The poll result show that Winston Peters’ rightwing populist party, NZ First, wouldn’t make it back into Parliament. However, Winston has been in and out of Parliament a lot over the past 30+ years, and there’s no way to know for sure what’s going to happen with him in two and a half years. However, while the current coalition cannot govern without him—or, more specifically, his party’s MPs—Winston has never had a successful coalition government with National. After the first MMP election in 1996, he was in coalition with National, then Jenny Shipley rolled the Prime Minister, Jim Bolger, and sacked Winston. His MPs, however, stayed with the government, and so, continued to govern until National lost the 1999 election to Labour.

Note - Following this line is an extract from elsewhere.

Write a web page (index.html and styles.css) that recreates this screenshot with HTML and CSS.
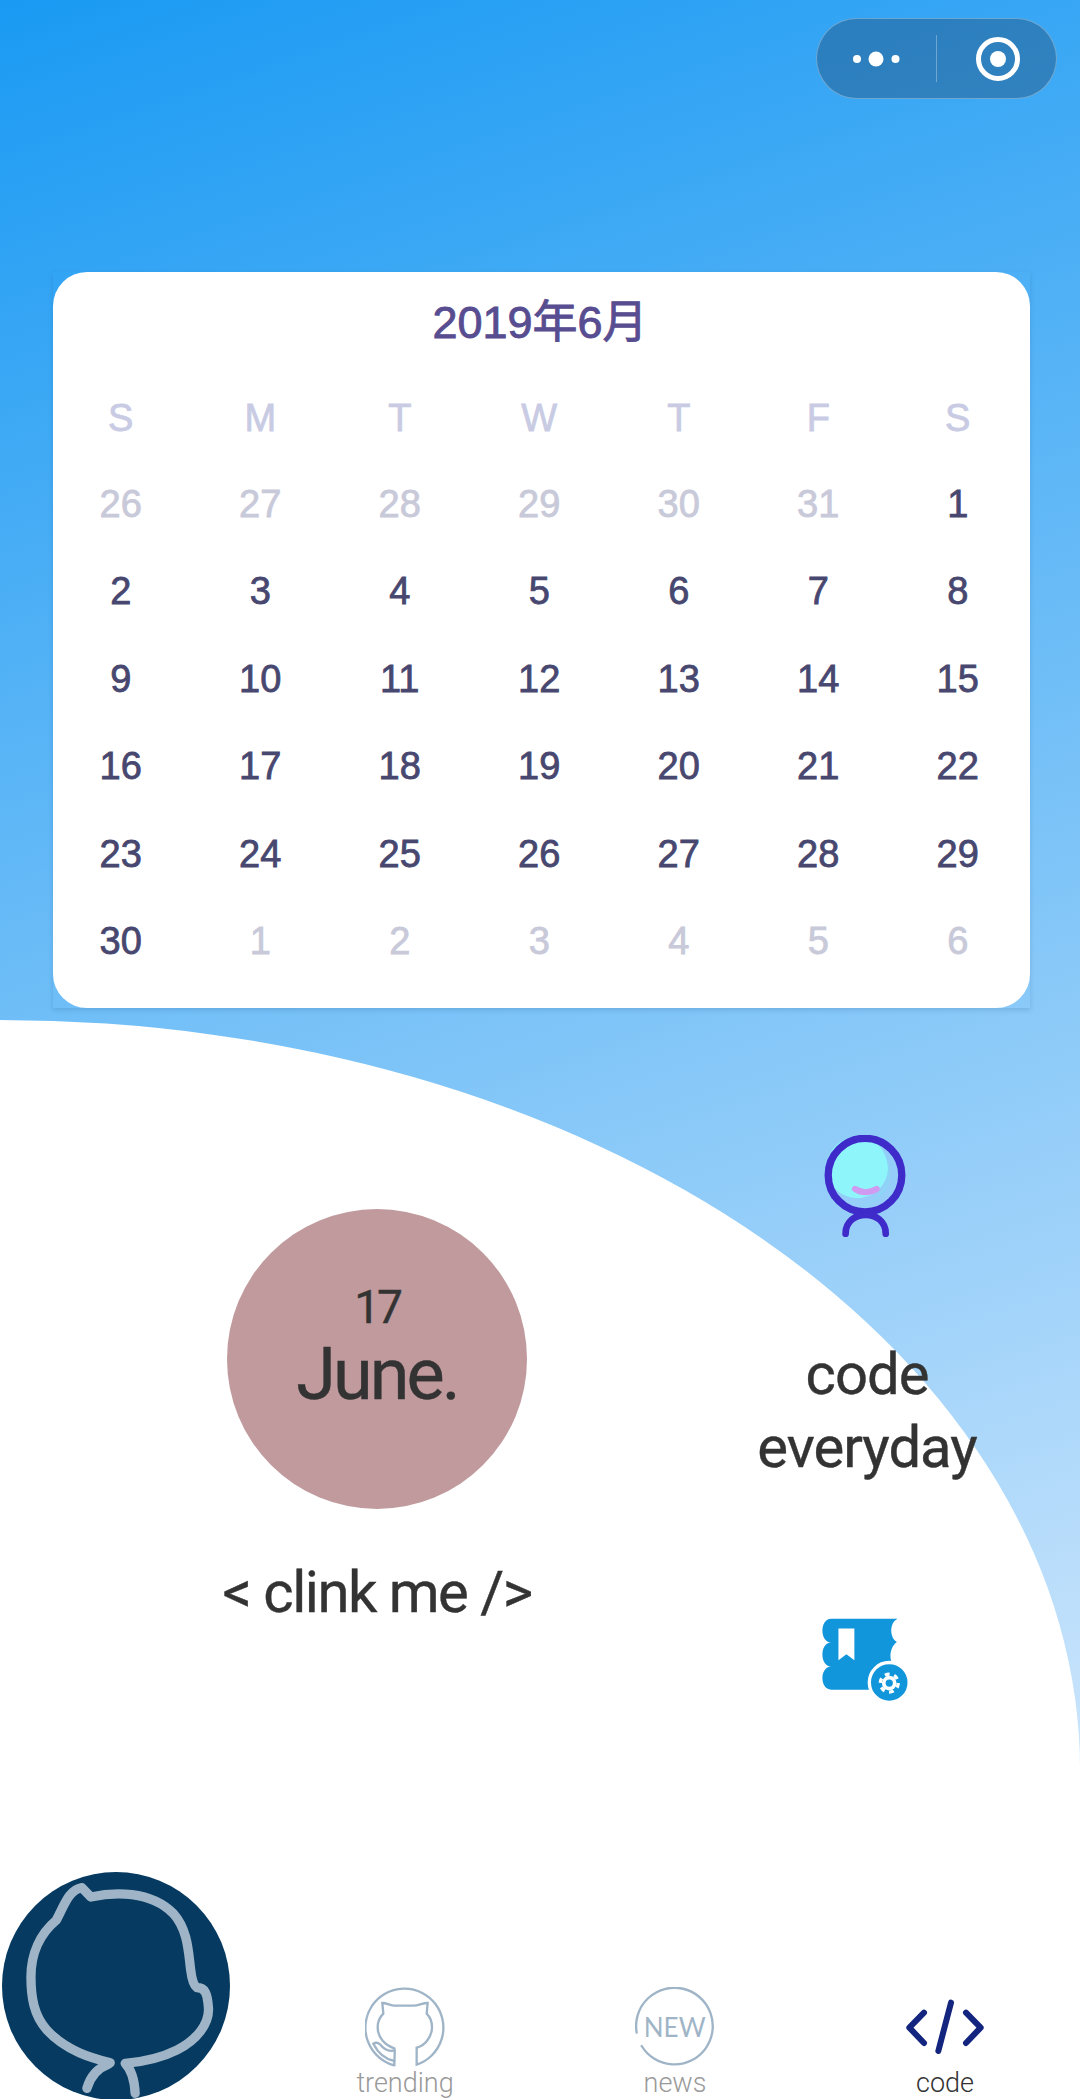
FILE: index.html
```html
<!DOCTYPE html>
<html lang="zh">
<head>
<meta charset="utf-8">
<title>code everyday</title>
<link rel="stylesheet" href="styles.css">
</head>
<body>
<div class="page">
  <header class="top">
    <div class="capsule">
      <svg class="cap-dots" viewBox="0 0 119 79"><circle cx="40" cy="40" r="4"/><circle cx="59" cy="40" r="7.5"/><circle cx="78.500" cy="40" r="4"/></svg>
      <span class="cap-line"></span>
      <svg class="cap-target" viewBox="0 0 119 79"><circle class="ring" cx="61" cy="40" r="19.500"/><circle cx="61" cy="40" r="8"/></svg>
    </div>
  </header>

  <section class="card-shell">
    <div class="card">
      <h1 class="month">2019年6月</h1>
      <div class="cal">
        <span class="wk">S</span><span class="wk">M</span><span class="wk">T</span><span class="wk">W</span><span class="wk">T</span><span class="wk">F</span><span class="wk">S</span>
        <span class="mut">26</span><span class="mut">27</span><span class="mut">28</span><span class="mut">29</span><span class="mut">30</span><span class="mut">31</span><span>1</span>
        <span>2</span><span>3</span><span>4</span><span>5</span><span>6</span><span>7</span><span>8</span>
        <span>9</span><span>10</span><span>11</span><span>12</span><span>13</span><span>14</span><span>15</span>
        <span>16</span><span>17</span><span>18</span><span>19</span><span>20</span><span>21</span><span>22</span>
        <span>23</span><span>24</span><span>25</span><span>26</span><span>27</span><span>28</span><span>29</span>
        <span>30</span><span class="mut">1</span><span class="mut">2</span><span class="mut">3</span><span class="mut">4</span><span class="mut">5</span><span class="mut">6</span>
      </div>
    </div>
  </section>

  <main class="sheet">
    <div class="columns">
      <div class="left">
        <div class="disc">
          <span class="day">17</span>
          <span class="mon">June.</span>
        </div>
        <p class="clink">&lt; clink me /&gt;</p>
      </div>
      <div class="right">
        <svg class="robot" viewBox="130 105 250 305">
          <circle class="r-fill" cx="232" cy="202" r="92"/>
          <path class="r-shade" d="M305 150a110 110 0 0 1 -70 170a110 110 0 0 0 90 -70a110 110 0 0 0 -20 -100z"/>
          <circle class="r-ring" cx="255" cy="225" r="110"/>
          <path class="r-smile" d="M225 266Q257 286 290 266"/>
          <path class="r-legs" d="M197 400C197 325 317 325 317 400"/>
        </svg>
        <p class="motto">code<br>everyday</p>
        <svg class="book" viewBox="120 80 270 265">
          <path class="b-body" d="M150 88H350C325 100 325 145 348 158C325 175 325 210 335 225L270 302H150C115 302 115 232 150 232C115 232 115 160 150 160C115 160 115 88 150 88Z"/>
          <path class="b-mark" d="M172 118H220V213L196 195L172 213Z"/>
          <circle class="b-badge" cx="325" cy="280" r="60"/>
          <circle class="b-gear" cx="325" cy="282" r="22"/>
          <circle class="b-teeth" cx="325" cy="282" r="27"/>
          <circle class="b-hole" cx="325" cy="282" r="11"/>
        </svg>
      </div>
    </div>

    <nav class="tabs">
      <div class="fab">
        <svg viewBox="5 65 685 685">
          <circle class="fab-bg" cx="347.500" cy="407.500" r="342.500"/>
          <path class="fab-line" d="M330 638C280 625 200 605 140 540C100 495 92 440 92 380C92 310 120 250 168 210C190 170 205 118 245 112L272 140C340 125 450 120 520 190C565 240 565 310 572 360C575 385 580 405 590 412C615 412 622 430 625 470C630 520 590 570 530 600C480 625 430 635 375 640C395 660 403 690 405 730"/>
          <path class="fab-line" d="M325 642C290 655 270 680 260 715"/>
        </svg>
      </div>
      <a class="tab">
        <svg class="tab-ico" viewBox="1095 410 240 240">
          <path class="t-line" d="M1183 645A117 117 0 1 1 1250 643V592C1272 587 1296 562 1296 530C1296 512 1288 498 1280 490L1283 458C1268 458 1252 467 1240 466H1186C1174 467 1160 458 1147 458L1150 490C1140 500 1133 515 1133 530C1133 562 1155 585 1183 594C1186 600 1183 615 1183 645"/>
          <path class="t-line" d="M1183 600C1165 605 1150 595 1140 582C1132 575 1125 577 1120 580C1130 600 1150 625 1183 632"/>
        </svg>
        <span class="tab-txt">trending</span>
      </a>
      <a class="tab">
        <svg class="tab-ico" viewBox="105 108 240 240">
          <path class="t-line" d="M110 245A115 115 0 1 1 125 285"/>
          <text class="t-new" x="224" y="258" text-anchor="middle">NEW</text>
        </svg>
        <span class="tab-txt">news</span>
      </a>
      <a class="tab tab-on">
        <svg class="tab-ico" viewBox="915 110 240 240">
          <path class="c-line" d="M972 187L928 232L972 278M1053 157L1015 302M1098 187L1142 232L1098 278"/>
        </svg>
        <span class="tab-txt">code</span>
      </a>
    </nav>
  </main>
</div>
</body>
</html>
```
FILE: styles.css
```css
* { box-sizing: border-box; }
html, body { margin: 0; padding: 0; }
body { width: 1080px; height: 2099px; overflow: hidden; }
.page {
  width: 1080px; height: 2099px; display: flex; flex-direction: column;
  background: linear-gradient(161.5deg, #1a9af3 0%, #e6f0fd 100%);
  font-family: "Liberation Sans", "Noto Sans CJK SC", sans-serif;
}
.top { display: flex; justify-content: flex-end; padding: 18px 23px 0 0; }
.capsule {
  width: 241px; height: 81px; display: flex; align-items: center;
  background: rgba(30, 70, 110, .4); background-clip: border-box;
  border: 1px solid rgba(255, 255, 255, .3); border-radius: 41px;
}
.cap-dots, .cap-target { width: 119px; height: 79px; fill: #fff; flex: none; }
.cap-line { width: 1px; height: 47px; background: rgba(255, 255, 255, .3); flex: none; }
.ring { fill: none; stroke: #fff; stroke-width: 5px; }

.card-shell {
  width: 977px; height: 736px; margin: 173px 0 0 53px;
  box-shadow: 0 2px 5px rgba(20, 70, 120, .18);
}
.card { height: 100%; background: #fff; border-radius: 34px; }
.month {
  margin: 0; height: 104px; padding: 0 3px 2px 0; line-height: 102px; text-align: center;
  font-size: 45px; font-weight: 400; color: #574d90;
  -webkit-text-stroke: .9px #574d90;
}
.cal {
  display: grid; grid-template-columns: repeat(7, 139.500px); grid-template-rows: 84.500px;
  grid-auto-rows: 87.500px;
  margin-left: -2px; font-size: 38px; color: #47476f;
  -webkit-text-stroke: .8px currentColor;
}
.cal span { display: flex; align-items: center; justify-content: center; }
.cal .wk { color: #c8cbe3; }
.cal .mut { color: #c8c9d9; }

.sheet {
  flex: 1; margin-top: 12px; background: #fff; display: flex; flex-direction: column;
  border-top-right-radius: 1080px 750px; padding-top: 115px;
  font-family: Roboto, sans-serif; color: #333;
  -webkit-text-stroke: .4px #333;
}
.columns { display: grid; grid-template-columns: 554px 426px; padding-left: 100px; flex: 1; }
.left { display: flex; flex-direction: column; align-items: center; padding-top: 74px; }
.disc {
  width: 300px; height: 300px; border-radius: 50%; background: #c09a9d;
  display: flex; flex-direction: column; align-items: center; padding-top: 68px;
}
.day { font-size: 46px; line-height: 60px; font-weight: 400; letter-spacing: -3px; }
.mon { font-size: 72px; line-height: 84px; font-weight: 400; letter-spacing: -3px; margin-top: -4px; }
.clink { margin: 50px 0 0; font-size: 58px; line-height: 66px; letter-spacing: -1.500px; white-space: nowrap; }
.right { display: flex; flex-direction: column; align-items: center; }
.robot { width: 84px; height: 102px; margin-left: -4px; flex: none; }
.r-fill { fill: #8ef5fb; }
.r-shade { fill: #8cd6f5; }
.r-ring { fill: none; stroke: #3f2bc9; stroke-width: 22px; }
.r-smile { fill: none; stroke: #cf9af0; stroke-width: 18px; stroke-linecap: round; }
.r-legs { fill: none; stroke: #3f2bc9; stroke-width: 20px; stroke-linecap: round; }
.motto { margin: 101px 0 0; font-size: 58px; line-height: 73px; text-align: center; letter-spacing: -1px; }
.book { width: 90px; height: 88px; margin: 132px 2px 0 0; flex: none; }
.b-body { fill: #1296db; }
.b-mark, .b-gear { fill: #fff; }
.b-badge { fill: #1296db; stroke: #fff; stroke-width: 10px; }
.b-teeth { fill: none; stroke: #fff; stroke-width: 10px; stroke-dasharray: 14.300 14; }
.b-hole { fill: #1296db; }

.tabs {
  display: grid; grid-template-columns: repeat(4, 270px); height: 227px; align-items: end;
  -webkit-text-stroke: 0;
}
.fab { width: 228px; height: 228px; margin-left: 2px; align-self: start; }
.fab svg { width: 228px; height: 228px; display: block; }
.fab-bg { fill: #063a60; }
.fab-line { fill: none; stroke: #9fb5c7; stroke-width: 28px; stroke-linecap: round; stroke-linejoin: round; }
.tab { display: flex; flex-direction: column; align-items: center; }
.tab-ico { width: 80px; height: 80px; flex: none; }
.t-line { fill: none; stroke: #9fb5c7; stroke-width: 7px; stroke-linecap: round; }
.t-new { fill: #9fb5c7; font-family: Lato, sans-serif; font-size: 78px; }
.c-line { fill: none; stroke: #13257f; stroke-width: 18px; stroke-linecap: round; stroke-linejoin: round; }
.tab-txt { font-family: Roboto, sans-serif; font-weight: 300; font-size: 27px; line-height: 33px; color: #999; }
.tab-on .tab-txt { color: #333; }
```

Winston’s history shows us that he can never be counted out forever, nor can NZ First MPs’ loyalty to Winston be guaranteed. This means that he could be back in 2026, but it also means that if he becomes a liability and was sacked from this government, his MPs might stay and support the government, keeping it in power.
The hard-right Act Party has never been hugely popular in New Zealand. For years, the only reason they had an MP in Parliament was that the National Party did a deal for them to hold the Epsom Electorate. In 2023, their candidate won the Tāmaki Electorate, too, but that at least partly due to how unpopular the incumbent National Party MP was because of his hardline fundamentalist “christian” ideology, which didn’t mesh well with the more traditional conservatism of the electorate. For all it’s faults, the Act Party isn’t as aggressively socially conservative as NZ First. While there’s no reason to think NZ voters will suddenly turn to Act (they didn’t do that in significant any election in which National performed badly), they’re also not currently losing support bad as either National or NZ First.

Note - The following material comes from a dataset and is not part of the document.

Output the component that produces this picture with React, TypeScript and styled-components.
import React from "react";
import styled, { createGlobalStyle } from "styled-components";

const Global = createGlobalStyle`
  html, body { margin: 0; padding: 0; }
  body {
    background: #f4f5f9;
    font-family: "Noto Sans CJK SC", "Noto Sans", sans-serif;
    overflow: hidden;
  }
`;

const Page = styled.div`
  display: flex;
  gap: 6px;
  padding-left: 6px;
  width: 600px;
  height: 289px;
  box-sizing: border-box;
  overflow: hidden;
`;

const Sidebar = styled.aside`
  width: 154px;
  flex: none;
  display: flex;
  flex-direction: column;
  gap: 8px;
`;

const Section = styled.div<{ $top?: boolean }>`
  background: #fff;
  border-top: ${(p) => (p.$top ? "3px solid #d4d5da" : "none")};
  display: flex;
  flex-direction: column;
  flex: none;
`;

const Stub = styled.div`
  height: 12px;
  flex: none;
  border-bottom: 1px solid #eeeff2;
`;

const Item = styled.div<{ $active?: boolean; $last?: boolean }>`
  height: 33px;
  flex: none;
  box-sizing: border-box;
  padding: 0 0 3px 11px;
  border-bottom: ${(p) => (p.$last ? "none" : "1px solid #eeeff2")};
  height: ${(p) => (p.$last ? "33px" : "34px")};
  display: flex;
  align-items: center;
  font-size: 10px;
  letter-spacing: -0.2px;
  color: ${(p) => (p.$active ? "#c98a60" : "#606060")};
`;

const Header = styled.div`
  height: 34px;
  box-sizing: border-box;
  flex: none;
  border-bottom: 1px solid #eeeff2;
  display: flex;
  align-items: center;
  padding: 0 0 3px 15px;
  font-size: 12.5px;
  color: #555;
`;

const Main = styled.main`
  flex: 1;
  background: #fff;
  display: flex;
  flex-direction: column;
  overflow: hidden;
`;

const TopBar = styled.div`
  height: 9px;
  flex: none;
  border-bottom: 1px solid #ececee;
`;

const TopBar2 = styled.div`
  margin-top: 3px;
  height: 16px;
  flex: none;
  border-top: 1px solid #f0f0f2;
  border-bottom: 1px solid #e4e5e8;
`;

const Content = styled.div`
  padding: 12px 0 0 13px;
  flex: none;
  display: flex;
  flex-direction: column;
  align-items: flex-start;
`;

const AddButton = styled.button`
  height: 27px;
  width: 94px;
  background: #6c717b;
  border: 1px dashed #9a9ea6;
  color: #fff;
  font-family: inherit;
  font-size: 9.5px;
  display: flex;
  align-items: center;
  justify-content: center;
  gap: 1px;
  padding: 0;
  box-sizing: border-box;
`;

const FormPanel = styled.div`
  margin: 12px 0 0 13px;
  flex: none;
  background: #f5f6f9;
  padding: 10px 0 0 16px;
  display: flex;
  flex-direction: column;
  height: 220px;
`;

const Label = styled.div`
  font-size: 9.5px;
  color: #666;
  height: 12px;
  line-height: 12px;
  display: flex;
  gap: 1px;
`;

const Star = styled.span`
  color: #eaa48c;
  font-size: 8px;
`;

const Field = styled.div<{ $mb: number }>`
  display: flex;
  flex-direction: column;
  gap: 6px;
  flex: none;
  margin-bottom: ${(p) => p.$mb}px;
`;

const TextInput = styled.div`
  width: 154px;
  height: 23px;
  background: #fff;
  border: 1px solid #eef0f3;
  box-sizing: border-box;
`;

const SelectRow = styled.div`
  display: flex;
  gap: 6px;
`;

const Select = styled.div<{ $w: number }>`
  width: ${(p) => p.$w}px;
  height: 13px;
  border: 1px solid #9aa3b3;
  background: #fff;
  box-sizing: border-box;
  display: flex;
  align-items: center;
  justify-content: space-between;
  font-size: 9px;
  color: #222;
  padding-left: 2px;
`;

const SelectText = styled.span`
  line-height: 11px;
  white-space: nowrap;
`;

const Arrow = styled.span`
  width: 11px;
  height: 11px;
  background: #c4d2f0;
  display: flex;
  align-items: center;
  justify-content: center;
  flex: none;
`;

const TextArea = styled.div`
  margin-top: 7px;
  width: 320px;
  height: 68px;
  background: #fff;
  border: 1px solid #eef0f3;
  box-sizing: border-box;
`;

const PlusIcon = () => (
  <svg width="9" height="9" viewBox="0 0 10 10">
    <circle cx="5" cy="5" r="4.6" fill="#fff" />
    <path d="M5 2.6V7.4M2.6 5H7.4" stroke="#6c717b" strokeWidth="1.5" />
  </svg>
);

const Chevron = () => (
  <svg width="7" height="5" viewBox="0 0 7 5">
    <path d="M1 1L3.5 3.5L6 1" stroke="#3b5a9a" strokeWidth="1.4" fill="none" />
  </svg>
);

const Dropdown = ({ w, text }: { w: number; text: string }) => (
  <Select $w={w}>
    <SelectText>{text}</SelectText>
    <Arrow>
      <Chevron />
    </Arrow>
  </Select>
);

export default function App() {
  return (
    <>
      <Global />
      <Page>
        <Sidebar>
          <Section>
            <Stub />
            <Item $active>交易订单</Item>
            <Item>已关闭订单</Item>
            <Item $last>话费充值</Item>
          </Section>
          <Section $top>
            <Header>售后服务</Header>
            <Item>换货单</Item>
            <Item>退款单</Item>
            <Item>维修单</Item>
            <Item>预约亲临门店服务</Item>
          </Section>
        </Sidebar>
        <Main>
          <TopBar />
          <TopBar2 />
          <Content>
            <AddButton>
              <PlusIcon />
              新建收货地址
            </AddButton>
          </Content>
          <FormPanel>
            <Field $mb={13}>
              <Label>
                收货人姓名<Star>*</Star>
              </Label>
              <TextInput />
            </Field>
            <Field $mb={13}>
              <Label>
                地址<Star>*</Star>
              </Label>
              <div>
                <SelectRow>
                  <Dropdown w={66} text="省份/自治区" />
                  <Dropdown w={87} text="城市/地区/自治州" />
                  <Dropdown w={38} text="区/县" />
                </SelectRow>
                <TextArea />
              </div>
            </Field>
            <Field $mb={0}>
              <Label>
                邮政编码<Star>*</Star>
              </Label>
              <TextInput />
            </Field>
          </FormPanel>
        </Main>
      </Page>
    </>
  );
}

Similarly, the picture isn’t rosy for the Centre-Left, either. Since losing the election, Labour and its Leader, former Prime Minister Chris Hipkins, haven’t presented any sort of alternative to the current mess, nor have they articulated any sort of agenda. However, it can be argued that this is wise strategy two and half years out from an election, especially when the current government is making so many mistakes and alienating voters. It’s about keeping their powder dry while the current government keeps scoring own-goals and undermines itself, not the least by doing things that are very unpopular. But that also risks creating opportunities for the Greens, in particular, to present an alternative now, when voters are grumpy with the government, but don’t yet know what they want instead.
The Greens have their own problems and challenges, too. They’ve had several scandals among their MPs, and their Co-Leader recently resigned, being replaced by a second woman. The harsh truth is that while plenty of folks on the Right reflexively—and, frankly, irrationally—despise the Greens, they’re definitely likely to not respond favourably to a party with two female co-leaders: Misogyny and aggressive sexism has been at the centre of much of the harassment that female MPs—especially former Prime Minister Jacinda Ardern—have endured in recent years.
Plenty of Pākehā New Zealanders can’t stand Te Pāti Māori (“The Māori Party” in English, and often abbreviated as “TPM”), and much of that is just as reflexive and irrational as dislike for the Greens is. The party mainly represents Māori interests (though many of their policies would affect low-income people of all ethnicities), and it currently holds six of the seven Māori Electorate seats in Parliament, most of which had previously been held by Labour. It doesn’t hold any General Electorate seats.
This evening, 1News did a bunch of “vox pop” interviews of ordinary people, one of whom said something interesting: The government should show more kindness. I think he’s on to something. Most of the government’s ministers, along with Winston, Act’s Leader David Seymour, and even Prime Minister Chris Luxon sometimes, come across as condescending, arrogant, and irritated that anyone would dare question them. That’s how Winston operates on the daily because it’s part of his brand. David Seymour too often acts like he’s still an opposition MP, making what he thinks are witty barbs, but which now make him sound like kind of a jerk. In fact, the whole lot of them don’t seem to have grasped that governing is different from campaigning. The John Key (and later, Bill English) National government spend nine years blaming the previous Labour Government for National’s own failures and mistakes, and the current government is doing the same thing—but they sound much more condescending and arrogant while doing it
While it’s unlikely the current government’s MPs and Ministers will change and stop acting like jerks so much of the time, if they did it would probably help them sell their unpopular agenda. I guess maybe it’s lucky for those of us who oppose them that it’s highly improbable they can learn and do better.
One thing is absolutely certain: It’s going to be a very long two and half years.